On a local level, the goal of this project is to help six agencies, all of whom have joined this project because they are interested in tacking systemic issues of diversity, access, and equity in their arts communities, to do just that--with a full recognition of the limited time, money, and authority to create change that are often, almost always, the reality. We have artificially limited the timeline and resources in order to focus the project on actions that might, to the naked eye, feel minor and inconsequential, but which emerge from community need and signal the possible beginning of a deep and impactful set of changes.

This whole thing is an experiment--it may not work. But we are hopeful that it will allow these six agencies to think meaningfully about community needs, manageable outcomes, and forward-looking, incremental, manageable change over time. This work will be covered in a breakout session at the Annual Convention, as well a in a series of blog posts over the next months. We invite your comments and feedback, particularly about any experiences you have had in this type of effort, what worked, and what didn't.

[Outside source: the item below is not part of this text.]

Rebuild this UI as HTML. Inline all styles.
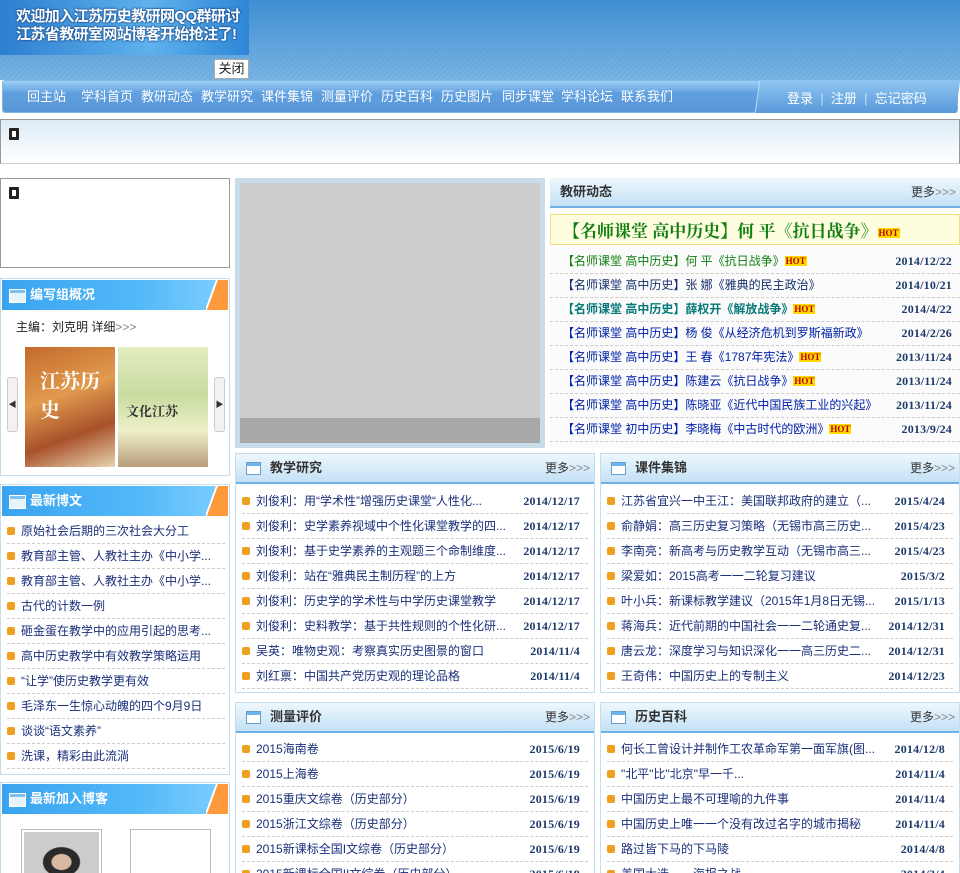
<!DOCTYPE html>
<html style="overflow:hidden;height:873px"><head><meta charset="utf-8">
<style>
*{margin:0;padding:0;box-sizing:border-box}
body{width:960px;height:873px;overflow:hidden;position:relative;background:#fff;font:12px "Liberation Sans","Noto Sans CJK SC",sans-serif;color:#333}
.abs{position:absolute}
#hdr{left:0;top:0;width:960px;height:80px;background:repeating-linear-gradient(135deg,#5b9fd8 0 2px,#6aaee2 2px 4px);}
#hdr:after{content:"";position:absolute;left:0;top:0;right:0;bottom:0;background:linear-gradient(#3f8fd2,rgba(140,190,230,.5))}
#banner{left:0;top:0;width:249px;height:55px;background:linear-gradient(90deg,#2d7fd0,#5fb2ec 60%,#2e86d6);z-index:2;color:#fff;font-size:15px;font-weight:bold;line-height:18px;padding:8px 0 0 16px;text-shadow:0 0 2px #1a4f90,0 0 2px #1a4f90,0 0 1px #1a4f90;letter-spacing:-0.6px}
#close{left:214px;top:59px;width:35px;height:20px;background:#fff;border:1px solid #aaa;z-index:2;font-size:13px;text-align:center;line-height:18px;color:#222}
#nav{left:2px;top:80px;width:956px;height:33px;background:linear-gradient(#9ed0f5,#5f9fdf 40%,#5a96d8);border:1px solid #7fb6e6;border-radius:3px;z-index:2;color:#fff;font-size:13px}
#nav span{position:absolute;top:5px}
#login{left:757px;top:80px;width:201px;height:33px;background:linear-gradient(#8fc6f0,#5a98da);border-left:1px solid #b6dcf7;transform:skewX(-8deg);z-index:3}
#lg{left:787px;top:88px;color:#fff;font-size:13px;z-index:4}
#bar{left:0;top:119px;width:960px;height:45px;border:1px solid #999;border-bottom-color:#ccc;background:linear-gradient(#dcebf6,#fff)}
.ico{position:absolute;width:10px;height:12px;background:#fff;border:3px solid #222;border-radius:1px}
.box{position:absolute;border:1px solid #c4def0;background:#fff}
.lh{position:absolute;left:1px;right:1px;top:1px;height:30px;background:linear-gradient(90deg,#3aa4f0,#52b8f8 60%,#7fd0ff);color:#fff;font-weight:bold;font-size:13px;line-height:30px;padding-left:28px}
.lh:before{content:"";position:absolute;left:7px;top:9px;width:15px;height:12px;border:1px solid #fff;background:linear-gradient(#7fc0ef 0 3px,#e8f4fc 3px)}
.lh:after{content:"";position:absolute;right:0;top:0;width:22px;height:30px;background:linear-gradient(110deg,transparent 30%,#fff 30% 36%,#ff9a3c 36%)}
.ph{position:absolute;left:0;right:0;top:0;height:30px;background:linear-gradient(#eef7fd,#c3e1f5);border-bottom:2px solid #6fb0e6;font-weight:bold;font-size:13px;line-height:28px;padding-left:34px;color:#333}
.ph i{position:absolute;left:10px;top:8px;width:15px;height:13px;border:1px solid #6a9fc9;background:linear-gradient(#6db5ec 0 3px,#fff 3px)}
.ph b{position:absolute;right:4px;top:0;font-weight:normal;font-size:12px;color:#333}
.ph b em{font-style:normal;color:#888}
ul{list-style:none;position:absolute}
li{height:25px;line-height:24px;border-bottom:1px dashed #ccc;position:relative;padding-left:14px;color:#1a2f7a;white-space:nowrap;overflow:hidden}
li:before{content:"";position:absolute;left:0;top:8px;width:8px;height:8px;background:#f0a020;border-radius:2px}
li s{text-decoration:none;position:absolute;right:8px;top:0;color:#1d3a6b;font-family:"Liberation Serif",serif;font-size:12px;font-weight:bold;letter-spacing:0.2px}
.jy li{height:24px;line-height:23px;padding-left:12px}
.jy li:before{display:none}
.hot{display:inline-block;background:#ffd800;color:#b00;font:bold 9px "Liberation Serif",serif;padding:0 1px;line-height:10px;vertical-align:1px}
.g{color:#108010}.b{color:#0020a8}.t{color:#087878;font-weight:bold}.n{color:#16306c}
</style></head><body>
<div id="hdr" class="abs"></div>
<div id="banner" class="abs">欢迎加入江苏历史教研网QQ群研讨<br>江苏省教研室网站博客开始抢注了!</div>
<div id="close" class="abs">关闭</div>
<div id="nav" class="abs">
<span style="left:24px">回主站</span><span style="left:78px">学科首页</span><span style="left:138px">教研动态</span><span style="left:198px">教学研究</span><span style="left:258px">课件集锦</span><span style="left:318px">测量评价</span><span style="left:378px">历史百科</span><span style="left:438px">历史图片</span><span style="left:499px">同步课堂</span><span style="left:558px">学科论坛</span><span style="left:618px">联系我们</span>
</div>
<div id="login" class="abs"></div>
<div id="lg" class="abs">登录 <span style="color:#c8e0f5">&nbsp;|&nbsp;</span> 注册 <span style="color:#c8e0f5">&nbsp;|&nbsp;</span> 忘记密码</div>
<div id="bar" class="abs"><div class="ico" style="left:8px;top:8px"></div></div>

<div class="box" style="left:0;top:178px;width:230px;height:90px;border-color:#999"><div class="ico" style="left:8px;top:8px"></div></div>
<div class="box" style="left:0;top:278px;width:230px;height:198px">
<div class="lh">编写组概况</div>
<div class="abs" style="left:15px;top:39px;font-size:12px;color:#222">主编：刘克明 详细<span style="color:#888">&gt;&gt;&gt;</span></div>
<div class="abs" style="left:6px;top:98px;width:11px;height:55px;border:1px solid #ccc;border-radius:3px;background:#f2f2f2;font-size:8px;line-height:53px;text-align:center">◀</div>
<div class="abs" style="left:24px;top:68px;width:90px;height:120px;background:linear-gradient(160deg,#c46a2a,#e19a4e 40%,#a8512a 70%,#e8d4b0);color:#fff;font:bold 20px 'Noto Serif CJK SC',serif;padding:18px 0 0 15px">江苏历史</div>
<div class="abs" style="left:117px;top:68px;width:90px;height:120px;background:linear-gradient(#e3ecc0,#c8dca0 40%,#eef0c8 70%,#b89c7c);color:#333;font:bold 13px 'Noto Serif CJK SC',serif;padding:54px 0 0 8px">文化江苏</div>
<div class="abs" style="left:213px;top:98px;width:11px;height:55px;border:1px solid #ccc;border-radius:3px;background:#f2f2f2;font-size:8px;line-height:53px;text-align:center">▶</div>
</div>
<div class="box" style="left:0;top:484px;width:230px;height:291px">
<div class="lh">最新博文</div>
<ul style="left:6px;top:34px;width:218px">
<li>原始社会后期的三次社会大分工</li><li>教育部主管、人教社主办《中小学...</li><li>教育部主管、人教社主办《中小学...</li><li>古代的计数一例</li><li>砸金蛋在教学中的应用引起的思考...</li><li>高中历史教学中有效教学策略运用</li><li>“让学”使历史教学更有效</li><li>毛泽东一生惊心动魄的四个9月9日</li><li>谈谈“语文素养”</li><li>洗课，精彩由此流淌</li>
</ul></div>
<div class="box" style="left:0;top:782px;width:230px;height:100px">
<div class="lh">最新加入博客</div>
<div class="abs" style="left:20px;top:46px;width:81px;height:60px;border:1px solid #bbb;padding:2px"><div style="width:75px;height:60px;background:radial-gradient(ellipse at 50% 50%,#d8b8a0 0 18%,#2a2a2a 20% 34%,#ccc 36%)"></div></div>
<div class="abs" style="left:129px;top:46px;width:81px;height:60px;border:1px solid #bbb"></div>
</div>

<div class="abs" style="left:235px;top:178px;width:310px;height:270px;background:#c8dcea"></div>
<div class="abs" style="left:240px;top:183px;width:300px;height:260px;background:#cdcdcd"></div>
<div class="abs" style="left:240px;top:418px;width:300px;height:25px;background:#a8a8a8"></div>

<div class="box" style="left:550px;top:178px;width:410px;height:270px;border:none;background:#fbfbfb">
<div class="ph" style="padding-left:10px">教研动态<b>更多<em>&gt;&gt;&gt;</em></b></div>
<div class="abs" style="left:0;top:36px;width:410px;height:31px;background:#fffde0;border:1px solid #f0e080;color:#108010;font-size:17px;font-weight:bold;line-height:29px;padding-left:12px;font-family:'Noto Serif CJK SC','Liberation Serif',serif">【名师课堂 高中历史】何 平《抗日战争》<span class="hot">HOT</span></div>
<ul class="jy" style="left:0;top:72px;width:410px">
<li class="g">【名师课堂 高中历史】何 平《抗日战争》<span class="hot">HOT</span><s>2014/12/22</s></li>
<li class="n">【名师课堂 高中历史】张 娜《雅典的民主政治》<s>2014/10/21</s></li>
<li class="t">【名师课堂 高中历史】薛权开《解放战争》<span class="hot">HOT</span><s>2014/4/22</s></li>
<li class="b">【名师课堂 高中历史】杨 俊《从经济危机到罗斯福新政》<s>2014/2/26</s></li>
<li class="b">【名师课堂 高中历史】王 春《1787年宪法》<span class="hot">HOT</span><s>2013/11/24</s></li>
<li class="b">【名师课堂 高中历史】陈建云《抗日战争》<span class="hot">HOT</span><s>2013/11/24</s></li>
<li class="b">【名师课堂 高中历史】陈晓亚《近代中国民族工业的兴起》<s>2013/11/24</s></li>
<li class="b">【名师课堂 初中历史】李晓梅《中古时代的欧洲》<span class="hot">HOT</span><s>2013/9/24</s></li>
</ul></div>

<div class="box" style="left:235px;top:453px;width:360px;height:240px">
<div class="ph"><i></i>教学研究<b>更多<em>&gt;&gt;&gt;</em></b></div>
<ul style="left:6px;top:35px;width:346px">
<li>刘俊利：用“学术性”增强历史课堂“人性化...<s>2014/12/17</s></li>
<li>刘俊利：史学素养视域中个性化课堂教学的四...<s>2014/12/17</s></li>
<li>刘俊利：基于史学素养的主观题三个命制维度...<s>2014/12/17</s></li>
<li>刘俊利：站在“雅典民主制历程”的上方<s>2014/12/17</s></li>
<li>刘俊利：历史学的学术性与中学历史课堂教学<s>2014/12/17</s></li>
<li>刘俊利：史料教学：基于共性规则的个性化研...<s>2014/12/17</s></li>
<li>吴英：唯物史观：考察真实历史图景的窗口<s>2014/11/4</s></li>
<li>刘红禀：中国共产党历史观的理论品格<s>2014/11/4</s></li>
</ul></div>
<div class="box" style="left:600px;top:453px;width:360px;height:240px">
<div class="ph"><i></i>课件集锦<b>更多<em>&gt;&gt;&gt;</em></b></div>
<ul style="left:6px;top:35px;width:346px">
<li>江苏省宜兴一中王江：美国联邦政府的建立（...<s>2015/4/24</s></li>
<li>俞静娟：高三历史复习策略（无锡市高三历史...<s>2015/4/23</s></li>
<li>李南亮：新高考与历史教学互动（无锡市高三...<s>2015/4/23</s></li>
<li>梁爱如：2015高考一一二轮复习建议<s>2015/3/2</s></li>
<li>叶小兵：新课标教学建议（2015年1月8日无锡...<s>2015/1/13</s></li>
<li>蒋海兵：近代前期的中国社会一一二轮通史复...<s>2014/12/31</s></li>
<li>唐云龙：深度学习与知识深化一一高三历史二...<s>2014/12/31</s></li>
<li>王奇伟：中国历史上的专制主义<s>2014/12/23</s></li>
</ul></div>

<div class="box" style="left:235px;top:702px;width:360px;height:180px">
<div class="ph"><i></i>测量评价<b>更多<em>&gt;&gt;&gt;</em></b></div>
<ul style="left:6px;top:34px;width:346px">
<li>2015海南卷<s>2015/6/19</s></li>
<li>2015上海卷<s>2015/6/19</s></li>
<li>2015重庆文综卷（历史部分）<s>2015/6/19</s></li>
<li>2015浙江文综卷（历史部分）<s>2015/6/19</s></li>
<li>2015新课标全国I文综卷（历史部分）<s>2015/6/19</s></li>
<li>2015新课标全国II文综卷（历史部分）<s>2015/6/19</s></li>
</ul></div>
<div class="box" style="left:600px;top:702px;width:360px;height:180px">
<div class="ph"><i></i>历史百科<b>更多<em>&gt;&gt;&gt;</em></b></div>
<ul style="left:6px;top:34px;width:346px">
<li>何长工曾设计并制作工农革命军第一面军旗(图...<s>2014/12/8</s></li>
<li>"北平"比"北京"早一千...<s>2014/11/4</s></li>
<li>中国历史上最不可理喻的九件事<s>2014/11/4</s></li>
<li>中国历史上唯一一个没有改过名字的城市揭秘<s>2014/11/4</s></li>
<li>路过皆下马的下马陵<s>2014/4/8</s></li>
<li>美国大选一一海报之战<s>2014/3/4</s></li>
</ul></div>
</body></html>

Our deep thanks to our local partners (The City of Alexandria Department of Recreation, Parks & Cultural Activities of; Arts Council of Fairfax County; Arlington County Cultural Affairs Division; Prince George’s County Department of Parks and Recreation Arts and Cultural Heritage Division; Arts & Humanities Council of Montgomery County; DC Commission on the Arts & Humanities), our funders (The Morris and Gwendolyn Cafritz Foundation and The Max and Victoria Dreyfus Foundation), and the hundreds of community members throughout the DC metro area who are taking part in this pilot. Onward!

1 responses for The Greater DC Diversity Pilot Initiative, #1: Doubling Down on Small Steps as Meaningful Progress


Ms. Rachel Ciprotti says
November 24, 2014 at 11:11 am

Important work. I look forward to hearing how it pans out.